- **Task to carry out**
Below are records to transcribe exactly, without their pictures.

Pages as source code

## start

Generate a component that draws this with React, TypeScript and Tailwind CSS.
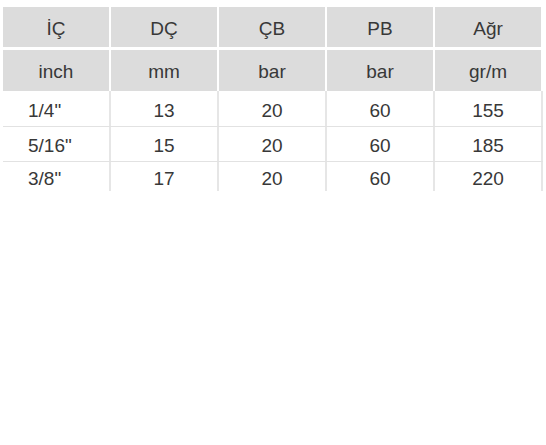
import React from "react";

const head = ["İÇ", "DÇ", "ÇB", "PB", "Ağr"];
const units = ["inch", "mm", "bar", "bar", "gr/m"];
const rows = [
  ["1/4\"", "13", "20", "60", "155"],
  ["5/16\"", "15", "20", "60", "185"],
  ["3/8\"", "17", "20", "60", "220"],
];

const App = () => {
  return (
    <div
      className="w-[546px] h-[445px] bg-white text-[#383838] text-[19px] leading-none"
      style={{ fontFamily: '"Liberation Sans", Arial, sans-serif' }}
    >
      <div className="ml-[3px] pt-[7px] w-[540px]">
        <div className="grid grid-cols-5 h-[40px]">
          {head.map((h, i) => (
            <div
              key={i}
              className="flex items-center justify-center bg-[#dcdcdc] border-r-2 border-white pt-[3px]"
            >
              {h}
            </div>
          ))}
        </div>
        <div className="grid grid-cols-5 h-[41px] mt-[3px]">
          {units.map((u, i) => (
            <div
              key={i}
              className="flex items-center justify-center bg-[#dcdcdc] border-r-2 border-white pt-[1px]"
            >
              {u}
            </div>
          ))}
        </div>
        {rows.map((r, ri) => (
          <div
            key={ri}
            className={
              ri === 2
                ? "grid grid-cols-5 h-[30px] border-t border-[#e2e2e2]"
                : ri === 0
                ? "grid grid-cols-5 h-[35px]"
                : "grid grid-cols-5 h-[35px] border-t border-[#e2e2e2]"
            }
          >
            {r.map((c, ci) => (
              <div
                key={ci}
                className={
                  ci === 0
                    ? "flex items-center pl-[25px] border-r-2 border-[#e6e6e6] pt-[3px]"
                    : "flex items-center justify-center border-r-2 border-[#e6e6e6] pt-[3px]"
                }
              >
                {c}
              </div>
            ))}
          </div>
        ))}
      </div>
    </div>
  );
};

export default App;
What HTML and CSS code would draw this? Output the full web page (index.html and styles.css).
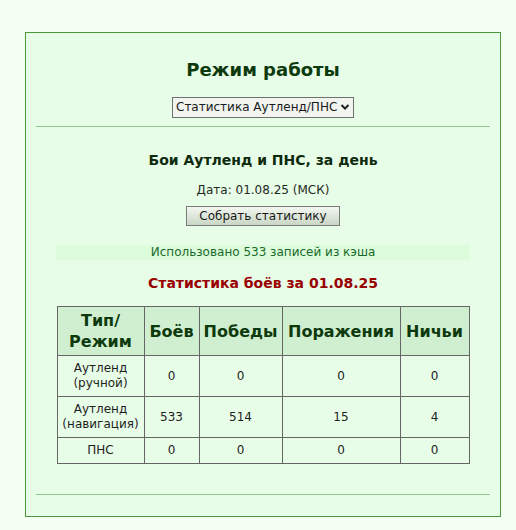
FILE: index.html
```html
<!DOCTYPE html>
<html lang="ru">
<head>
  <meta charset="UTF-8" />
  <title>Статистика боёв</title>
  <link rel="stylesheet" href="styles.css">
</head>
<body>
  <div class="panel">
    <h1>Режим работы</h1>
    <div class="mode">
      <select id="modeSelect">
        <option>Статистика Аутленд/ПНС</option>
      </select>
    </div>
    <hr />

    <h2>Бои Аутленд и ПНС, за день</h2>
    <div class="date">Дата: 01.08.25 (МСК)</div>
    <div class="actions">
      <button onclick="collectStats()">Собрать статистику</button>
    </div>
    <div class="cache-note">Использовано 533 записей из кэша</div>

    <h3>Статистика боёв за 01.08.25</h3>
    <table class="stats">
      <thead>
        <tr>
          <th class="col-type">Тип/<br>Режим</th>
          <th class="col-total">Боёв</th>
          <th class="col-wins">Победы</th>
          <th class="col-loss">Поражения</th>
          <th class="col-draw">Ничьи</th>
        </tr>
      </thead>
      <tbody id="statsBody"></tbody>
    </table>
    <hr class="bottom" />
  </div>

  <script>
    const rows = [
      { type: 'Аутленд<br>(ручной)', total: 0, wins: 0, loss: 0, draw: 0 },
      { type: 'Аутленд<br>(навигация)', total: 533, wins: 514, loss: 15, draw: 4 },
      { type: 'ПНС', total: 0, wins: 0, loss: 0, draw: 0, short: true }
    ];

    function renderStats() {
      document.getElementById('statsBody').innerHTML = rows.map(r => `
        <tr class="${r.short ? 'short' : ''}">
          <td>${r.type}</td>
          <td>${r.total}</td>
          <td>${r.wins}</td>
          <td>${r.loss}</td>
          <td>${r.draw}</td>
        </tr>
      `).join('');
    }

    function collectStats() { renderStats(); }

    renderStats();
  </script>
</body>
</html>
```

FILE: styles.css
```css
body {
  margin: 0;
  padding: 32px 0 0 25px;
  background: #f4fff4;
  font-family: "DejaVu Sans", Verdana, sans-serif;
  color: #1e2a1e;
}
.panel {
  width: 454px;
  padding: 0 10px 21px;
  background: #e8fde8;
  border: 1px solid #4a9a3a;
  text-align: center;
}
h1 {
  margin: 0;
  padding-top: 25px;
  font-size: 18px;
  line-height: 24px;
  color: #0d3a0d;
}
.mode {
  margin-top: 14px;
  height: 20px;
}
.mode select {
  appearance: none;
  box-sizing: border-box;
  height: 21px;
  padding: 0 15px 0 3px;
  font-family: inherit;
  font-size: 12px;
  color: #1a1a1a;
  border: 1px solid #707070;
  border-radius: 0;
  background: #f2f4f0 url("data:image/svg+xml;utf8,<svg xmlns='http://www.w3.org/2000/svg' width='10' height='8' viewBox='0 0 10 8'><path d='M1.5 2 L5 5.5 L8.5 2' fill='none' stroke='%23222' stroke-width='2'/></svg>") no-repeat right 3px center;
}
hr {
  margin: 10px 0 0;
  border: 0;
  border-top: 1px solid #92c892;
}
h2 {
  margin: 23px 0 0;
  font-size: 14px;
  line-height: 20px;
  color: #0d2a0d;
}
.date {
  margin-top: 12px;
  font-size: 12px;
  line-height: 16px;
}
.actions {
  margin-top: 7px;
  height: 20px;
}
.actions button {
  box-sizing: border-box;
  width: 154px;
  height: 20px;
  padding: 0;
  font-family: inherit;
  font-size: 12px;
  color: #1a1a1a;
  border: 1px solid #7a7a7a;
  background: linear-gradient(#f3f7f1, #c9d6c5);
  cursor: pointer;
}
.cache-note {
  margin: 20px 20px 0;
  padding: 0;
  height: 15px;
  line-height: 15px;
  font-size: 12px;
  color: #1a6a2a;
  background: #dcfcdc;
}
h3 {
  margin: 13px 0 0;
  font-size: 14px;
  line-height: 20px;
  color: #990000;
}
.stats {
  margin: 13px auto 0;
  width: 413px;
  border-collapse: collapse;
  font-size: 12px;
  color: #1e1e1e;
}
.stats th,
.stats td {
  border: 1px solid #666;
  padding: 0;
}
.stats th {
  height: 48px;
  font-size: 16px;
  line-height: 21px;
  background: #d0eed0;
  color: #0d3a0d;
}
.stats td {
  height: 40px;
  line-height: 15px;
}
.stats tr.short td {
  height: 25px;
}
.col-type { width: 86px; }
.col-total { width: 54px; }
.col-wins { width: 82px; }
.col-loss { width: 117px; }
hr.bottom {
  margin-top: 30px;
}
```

## end

- **Output below**
Generate a component that draws this with React, TypeScript and Tailwind CSS.
import React from "react";

const head = ["İÇ", "DÇ", "ÇB", "PB", "Ağr"];
const units = ["inch", "mm", "bar", "bar", "gr/m"];
const rows = [
  ["1/4\"", "13", "20", "60", "155"],
  ["5/16\"", "15", "20", "60", "185"],
  ["3/8\"", "17", "20", "60", "220"],
];

const App = () => {
  return (
    <div
      className="w-[546px] h-[445px] bg-white text-[#383838] text-[19px] leading-none"
      style={{ fontFamily: '"Liberation Sans", Arial, sans-serif' }}
    >
      <div className="ml-[3px] pt-[7px] w-[540px]">
        <div className="grid grid-cols-5 h-[40px]">
          {head.map((h, i) => (
            <div
              key={i}
              className="flex items-center justify-center bg-[#dcdcdc] border-r-2 border-white pt-[3px]"
            >
              {h}
            </div>
          ))}
        </div>
        <div className="grid grid-cols-5 h-[41px] mt-[3px]">
          {units.map((u, i) => (
            <div
              key={i}
              className="flex items-center justify-center bg-[#dcdcdc] border-r-2 border-white pt-[1px]"
            >
              {u}
            </div>
          ))}
        </div>
        {rows.map((r, ri) => (
          <div
            key={ri}
            className={
              ri === 2
                ? "grid grid-cols-5 h-[30px] border-t border-[#e2e2e2]"
                : ri === 0
                ? "grid grid-cols-5 h-[35px]"
                : "grid grid-cols-5 h-[35px] border-t border-[#e2e2e2]"
            }
          >
            {r.map((c, ci) => (
              <div
                key={ci}
                className={
                  ci === 0
                    ? "flex items-center pl-[25px] border-r-2 border-[#e6e6e6] pt-[3px]"
                    : "flex items-center justify-center border-r-2 border-[#e6e6e6] pt-[3px]"
                }
              >
                {c}
              </div>
            ))}
          </div>
        ))}
      </div>
    </div>
  );
};

export default App;
What HTML and CSS code would draw this? Output the full web page (index.html and styles.css).
FILE: index.html
```html
<!DOCTYPE html>
<html lang="ru">
<head>
  <meta charset="UTF-8" />
  <title>Статистика боёв</title>
  <link rel="stylesheet" href="styles.css">
</head>
<body>
  <div class="panel">
    <h1>Режим работы</h1>
    <div class="mode">
      <select id="modeSelect">
        <option>Статистика Аутленд/ПНС</option>
      </select>
    </div>
    <hr />

    <h2>Бои Аутленд и ПНС, за день</h2>
    <div class="date">Дата: 01.08.25 (МСК)</div>
    <div class="actions">
      <button onclick="collectStats()">Собрать статистику</button>
    </div>
    <div class="cache-note">Использовано 533 записей из кэша</div>

    <h3>Статистика боёв за 01.08.25</h3>
    <table class="stats">
      <thead>
        <tr>
          <th class="col-type">Тип/<br>Режим</th>
          <th class="col-total">Боёв</th>
          <th class="col-wins">Победы</th>
          <th class="col-loss">Поражения</th>
          <th class="col-draw">Ничьи</th>
        </tr>
      </thead>
      <tbody id="statsBody"></tbody>
    </table>
    <hr class="bottom" />
  </div>

  <script>
    const rows = [
      { type: 'Аутленд<br>(ручной)', total: 0, wins: 0, loss: 0, draw: 0 },
      { type: 'Аутленд<br>(навигация)', total: 533, wins: 514, loss: 15, draw: 4 },
      { type: 'ПНС', total: 0, wins: 0, loss: 0, draw: 0, short: true }
    ];

    function renderStats() {
      document.getElementById('statsBody').innerHTML = rows.map(r => `
        <tr class="${r.short ? 'short' : ''}">
          <td>${r.type}</td>
          <td>${r.total}</td>
          <td>${r.wins}</td>
          <td>${r.loss}</td>
          <td>${r.draw}</td>
        </tr>
      `).join('');
    }

    function collectStats() { renderStats(); }

    renderStats();
  </script>
</body>
</html>
```

FILE: styles.css
```css
body {
  margin: 0;
  padding: 32px 0 0 25px;
  background: #f4fff4;
  font-family: "DejaVu Sans", Verdana, sans-serif;
  color: #1e2a1e;
}
.panel {
  width: 454px;
  padding: 0 10px 21px;
  background: #e8fde8;
  border: 1px solid #4a9a3a;
  text-align: center;
}
h1 {
  margin: 0;
  padding-top: 25px;
  font-size: 18px;
  line-height: 24px;
  color: #0d3a0d;
}
.mode {
  margin-top: 14px;
  height: 20px;
}
.mode select {
  appearance: none;
  box-sizing: border-box;
  height: 21px;
  padding: 0 15px 0 3px;
  font-family: inherit;
  font-size: 12px;
  color: #1a1a1a;
  border: 1px solid #707070;
  border-radius: 0;
  background: #f2f4f0 url("data:image/svg+xml;utf8,<svg xmlns='http://www.w3.org/2000/svg' width='10' height='8' viewBox='0 0 10 8'><path d='M1.5 2 L5 5.5 L8.5 2' fill='none' stroke='%23222' stroke-width='2'/></svg>") no-repeat right 3px center;
}
hr {
  margin: 10px 0 0;
  border: 0;
  border-top: 1px solid #92c892;
}
h2 {
  margin: 23px 0 0;
  font-size: 14px;
  line-height: 20px;
  color: #0d2a0d;
}
.date {
  margin-top: 12px;
  font-size: 12px;
  line-height: 16px;
}
.actions {
  margin-top: 7px;
  height: 20px;
}
.actions button {
  box-sizing: border-box;
  width: 154px;
  height: 20px;
  padding: 0;
  font-family: inherit;
  font-size: 12px;
  color: #1a1a1a;
  border: 1px solid #7a7a7a;
  background: linear-gradient(#f3f7f1, #c9d6c5);
  cursor: pointer;
}
.cache-note {
  margin: 20px 20px 0;
  padding: 0;
  height: 15px;
  line-height: 15px;
  font-size: 12px;
  color: #1a6a2a;
  background: #dcfcdc;
}
h3 {
  margin: 13px 0 0;
  font-size: 14px;
  line-height: 20px;
  color: #990000;
}
.stats {
  margin: 13px auto 0;
  width: 413px;
  border-collapse: collapse;
  font-size: 12px;
  color: #1e1e1e;
}
.stats th,
.stats td {
  border: 1px solid #666;
  padding: 0;
}
.stats th {
  height: 48px;
  font-size: 16px;
  line-height: 21px;
  background: #d0eed0;
  color: #0d3a0d;
}
.stats td {
  height: 40px;
  line-height: 15px;
}
.stats tr.short td {
  height: 25px;
}
.col-type { width: 86px; }
.col-total { width: 54px; }
.col-wins { width: 82px; }
.col-loss { width: 117px; }
hr.bottom {
  margin-top: 30px;
}
```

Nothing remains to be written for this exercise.